The final two CDs in the package are dedicated to recapturing Dylan’s 1963 New York City Carnegie Hall Concert in its entirety. And what a ride it is! The Carnegie shows mark the point it all came together for Dylan as a performer and he never looked back again. Most will see these records as the centerpiece of the collection, and understandably so – there isn’t a weak cut in the concert. And there are many great performances, including: “The Times They Are A-Changin’,” “Ballad of Hollis Brown” (catch the way he mimics the cold coyote’s call), “Boots of Spanish Leather,” “Masters of War,” “Percy’s Song,” “The Lonesome Death of Hattie Carroll,” and “When the Ship Comes In.”

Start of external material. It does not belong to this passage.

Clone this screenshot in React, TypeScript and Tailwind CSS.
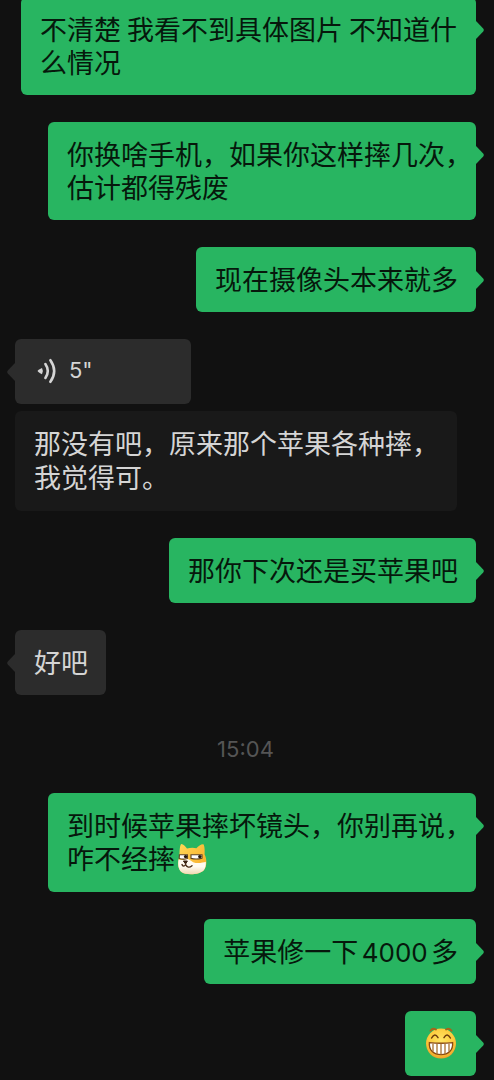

“Mr. Dylan seems to be performing in a slow-motion film, ” Shelton wrote in a September 29, 1961 review for the New York Times. “Elasticized phrases are drawn out until you think they may snap. He rocks his head and body, closes eyes in reverie and seem seems to be groping for a word or mood, then resolves the tension benevolently by finding the word or mood…his music-making has the mask of originality and inspiration, all the more noteworthy for his youth…”
Through The Open Window features 59 previously unreleased performances derived from a multiplicity of sources. Some of the pieces are actually static-drenched home recordings featuring the 20-year-old Bob Dylan. Over the course of my own 45-year career as a journalist, I believed I had encountered all of Dylan’s work that’s out there to hear. But this record has altered my perspective – chock full of new material, splashing with vital new emotion. An indispensable collection for any serious student of this once-in-a-millennium talent.